Perquisizioni e sequestri sono stati conseguentemente disposti per acquisire la necessaria documentazione contabile ed extra contabile ,come si legge nel decreto, “attestante l’acquisto, la gestione e la successiva distribuzione presso i Ce.Di. e le mense della Ladisa dell’olio di oliva a marchio Sapio, risultato non conforme ai capitolati d’appalto” in vigore con i ministeri dell’Interno e della Difesa. Gli inquirenti hanno anche sequestrato cellulari e altri dispositivi per estrarre “chat, messaggi via mail, ecc. tra gli indagati e terzi, con particolare riferimento ad eventuali accordi tra la società Ladisa srl e la società Compagnia Olearia Italiana srl, circa la somministrazione dell’olio di oliva a marchio Sapio risultato non conforme”.
Nei giorni scorsi, il Corriere del Mezzogiorno aveva richiesto dei chiarimenti alla Ladisa in merito alle perquisizioni avvenute in azienda, senza però ottenere risposte.
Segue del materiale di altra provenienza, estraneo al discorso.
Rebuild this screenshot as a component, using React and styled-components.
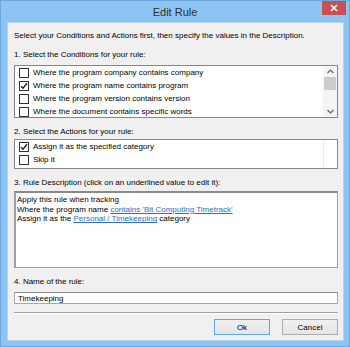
import React from "react";
import styled, { createGlobalStyle } from "styled-components";

const GlobalStyle = createGlobalStyle`
  html, body {
    margin: 0;
    padding: 0;
    background: #8dc4f4;
  }
  * {
    box-sizing: border-box;
  }
`;

const conditions = [
  { label: "Where the program company contains company", checked: false },
  { label: "Where the program name contains program", checked: true },
  { label: "Where the program version contains version", checked: false },
  { label: "Where the document contains specific words", checked: false },
];

const actions = [
  { label: "Assign it as the specified category", checked: true },
  { label: "Skip it", checked: false },
];

function Check({ checked }) {
  return (
    <Box>
      {checked && (
        <svg width="8" height="8" viewBox="0 0 8 8">
          <path d="M1 4.2 L3 6.3 L7 1.2" fill="none" stroke="#222" strokeWidth="1.4" />
        </svg>
      )}
    </Box>
  );
}

export default function App() {
  return (
    <>
      <GlobalStyle />
      <Window>
        <TitleBar>
          <span />
          <Title>Edit Rule</Title>
          <CloseButton>
            <svg width="8" height="8" viewBox="0 0 8 8">
              <path d="M1 1 L7 7 M7 1 L1 7" stroke="#fff" strokeWidth="1.6" />
            </svg>
          </CloseButton>
        </TitleBar>
        <Client>
          <Intro>Select your Conditions and Actions first, then specify the values in the Description.</Intro>

          <Label>1. Select the Conditions for your rule:</Label>
          <ListBox $height={53}>
            <Rows>
              {conditions.map((c) => (
                <Row key={c.label}>
                  <Check checked={c.checked} />
                  {c.label}
                </Row>
              ))}
            </Rows>
            <ScrollBar>
              <Arrow>
                <svg width="7" height="5" viewBox="0 0 7 5">
                  <path d="M0.5 4 L3.5 1 L6.5 4" fill="none" stroke="#606060" strokeWidth="1.2" />
                </svg>
              </Arrow>
              <Track>
                <Thumb />
              </Track>
              <Arrow>
                <svg width="7" height="5" viewBox="0 0 7 5">
                  <path d="M0.5 1 L3.5 4 L6.5 1" fill="none" stroke="#606060" strokeWidth="1.2" />
                </svg>
              </Arrow>
            </ScrollBar>
          </ListBox>

          <Label>2. Select the Actions for your rule:</Label>
          <ListBox $height={30} $gap={2}>
            <Rows>
              {actions.map((a) => (
                <Row key={a.label}>
                  <Check checked={a.checked} />
                  {a.label}
                </Row>
              ))}
            </Rows>
            <EmptyTrack />
          </ListBox>

          <Label>3. Rule Description (click on an underlined value to edit it):</Label>
          <Description>
            <div>Apply this rule when tracking</div>
            <div>
              Where the program name <LinkText>contains 'Bit Computing Timetrack'</LinkText>
            </div>
            <div>
              Assign it as the <LinkText>Personal / Timekeeping</LinkText> category
            </div>
          </Description>

          <Label>4. Name of the rule:</Label>
          <NameInput defaultValue="Timekeeping" />

          <Separator />

          <ButtonRow>
            <Button $primary>Ok</Button>
            <Button>Cancel</Button>
          </ButtonRow>
        </Client>
      </Window>
    </>
  );
}

const Window = styled.div`
  width: 350px;
  height: 347px;
  background: #8dc4f4;
  border: 1px solid #6aa8e0;
  display: flex;
  flex-direction: column;
  font-family: "Liberation Sans", Arial, sans-serif;
  font-size: 8px;
  color: #000;
`;

const TitleBar = styled.div`
  height: 21px;
  display: grid;
  grid-template-columns: 1fr auto 1fr;
  align-items: start;
`;

const Title = styled.div`
  font-size: 11px;
  color: #2f2f2f;
  line-height: 12px;
  margin-top: 5px;
`;

const CloseButton = styled.div`
  justify-self: end;
  width: 24px;
  height: 14px;
  margin-right: 3px;
  background: #c75050;
  display: flex;
  align-items: center;
  justify-content: center;
`;

const Client = styled.div`
  margin: 0 5px 0 6px;
  flex: 1;
  margin-bottom: 5px;
  background: #f0f0f0;
  border: 1px solid #b9d5ee;
  padding: 7px 5px 0 6px;
  display: flex;
  flex-direction: column;
`;

const Intro = styled.div`
  line-height: 11px;
  white-space: nowrap;
`;

const Label = styled.div`
  line-height: 11px;
  margin-top: 8px;
  white-space: nowrap;
`;

const ListBox = styled.div`
  height: ${(p) => p.$height}px;
  margin-top: ${(p) => (p.$gap ?? 5)}px;
  background: #fff;
  border: 1px solid #828790;
  display: flex;
`;

const Rows = styled.div`
  flex: 1;
  overflow: hidden;
`;

const Row = styled.div`
  height: 13px;
  display: flex;
  align-items: center;
  gap: 4px;
  padding-left: 4px;
  white-space: nowrap;
`;

const Box = styled.span`
  width: 10px;
  height: 10px;
  border: 1px solid #333;
  background: #fff;
  display: flex;
  align-items: center;
  justify-content: center;
  flex-shrink: 0;
`;

const ScrollBar = styled.div`
  width: 14px;
  background: #f4f4f4;
  display: flex;
  flex-direction: column;
  align-items: center;
`;

const Arrow = styled.div`
  height: 11px;
  display: flex;
  align-items: center;
  justify-content: center;
`;

const Track = styled.div`
  flex: 1;
  width: 100%;
  padding: 0 1px;
`;

const Thumb = styled.div`
  height: 13px;
  background: #cdcdcd;
`;

const EmptyTrack = styled.div`
  width: 14px;
  border-left: 1px solid #ebebeb;
`;

const Description = styled.div`
  height: 77px;
  margin-top: 3px;
  background: #fff;
  border: 1px solid #a0a0a0;
  border-top: 2px solid #8a8a8a;
  border-left: 2px solid #a0a0a0;
  padding: 2px 1px;
  line-height: 9.6px;
  white-space: nowrap;
`;

const LinkText = styled.span`
  color: #2b70cf;
  text-decoration: underline;
`;

const NameInput = styled.input`
  height: 12px;
  margin-top: 5px;
  border: 1px solid #a8a8a8;
  border-top-color: #8c8c8c;
  background: #fff;
  padding: 0 3px;
  font-family: "Liberation Sans", Arial, sans-serif;
  font-size: 8px;
  color: #000;
  outline: none;
`;

const Separator = styled.div`
  margin-top: 8px;
  height: 2px;
  border-top: 1px solid #a0a0a0;
  border-bottom: 1px solid #fff;
`;

const ButtonRow = styled.div`
  margin-top: 5px;
  display: flex;
  justify-content: flex-end;
  gap: 12px;
`;

const Button = styled.div`
  width: 56px;
  height: 16px;
  display: flex;
  align-items: center;
  justify-content: center;
  border: 1px solid ${(p) => (p.$primary ? "#5ea7e8" : "#acacac")};
  background: linear-gradient(#f0f0f0, #e5e5e5);
  font-size: 8px;
`;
Un comportamento strano, considerando che i Ladisa sono proprietari del quotidiano pugliese L’ Edicola del Sud. La società Ladisa hs precisato sul proprio quotidiano che il prodotto in questione era stato a suo tempo acquistato dal fornitore esterno – in possesso di regolari certificazioni attestanti il rispetto dei massimi standard internazionali in materia di qualità alimentare – sulla base delle caratteristiche indicate all’interno delle proprie schede tecniche e a prezzo di mercato.
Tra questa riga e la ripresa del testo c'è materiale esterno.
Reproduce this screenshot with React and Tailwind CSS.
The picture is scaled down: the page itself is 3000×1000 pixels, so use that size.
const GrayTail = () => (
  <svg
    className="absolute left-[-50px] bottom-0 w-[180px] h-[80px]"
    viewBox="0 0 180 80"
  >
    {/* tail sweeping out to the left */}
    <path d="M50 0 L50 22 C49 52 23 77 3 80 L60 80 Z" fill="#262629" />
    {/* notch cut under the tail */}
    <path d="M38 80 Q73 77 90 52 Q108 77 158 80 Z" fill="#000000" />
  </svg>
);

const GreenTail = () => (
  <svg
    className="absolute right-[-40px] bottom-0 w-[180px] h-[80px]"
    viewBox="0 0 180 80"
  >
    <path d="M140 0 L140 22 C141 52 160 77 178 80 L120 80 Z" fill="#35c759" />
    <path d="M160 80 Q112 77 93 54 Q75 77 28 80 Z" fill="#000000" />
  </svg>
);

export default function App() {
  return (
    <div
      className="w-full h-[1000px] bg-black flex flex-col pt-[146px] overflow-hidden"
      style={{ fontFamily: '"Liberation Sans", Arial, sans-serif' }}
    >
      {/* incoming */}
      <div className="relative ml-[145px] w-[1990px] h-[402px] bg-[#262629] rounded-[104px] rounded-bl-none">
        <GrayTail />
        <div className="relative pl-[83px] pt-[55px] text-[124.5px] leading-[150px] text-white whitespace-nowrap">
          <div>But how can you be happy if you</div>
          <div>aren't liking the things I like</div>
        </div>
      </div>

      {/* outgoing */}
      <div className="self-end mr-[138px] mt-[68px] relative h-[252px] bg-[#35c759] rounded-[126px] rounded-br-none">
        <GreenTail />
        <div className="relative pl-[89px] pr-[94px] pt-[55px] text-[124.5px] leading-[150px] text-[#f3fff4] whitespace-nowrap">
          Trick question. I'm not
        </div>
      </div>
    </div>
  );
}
La società Ladisa, ovviamente si dichiara del tutto ignara “della doppia etichettatura apposta dal produttore sulle bottiglie di olio al momento dell’acquisto e della distribuzione, è venuta a conoscenza di tale non conformità soltanto a seguito della segnalazione di un fruitore della mensa e, nell’immediatezza, ha contestato il fatto al fornitore e avviato le procedure di autocontrollo, provvedendo comunque al ritiro del prodotto e cancellando la “Compagnia Olearia Italiana” dal proprio elenco dei fornitori”. Basterà tutto ciò ad esimersi dalle proprie contestate responsabilità ? Forse qualche controllo quando si acquistano beni alimentari non guasterebbe, sopratutto in considerazione della notevole presenza della Ladisa nelle mense militari nel Paese.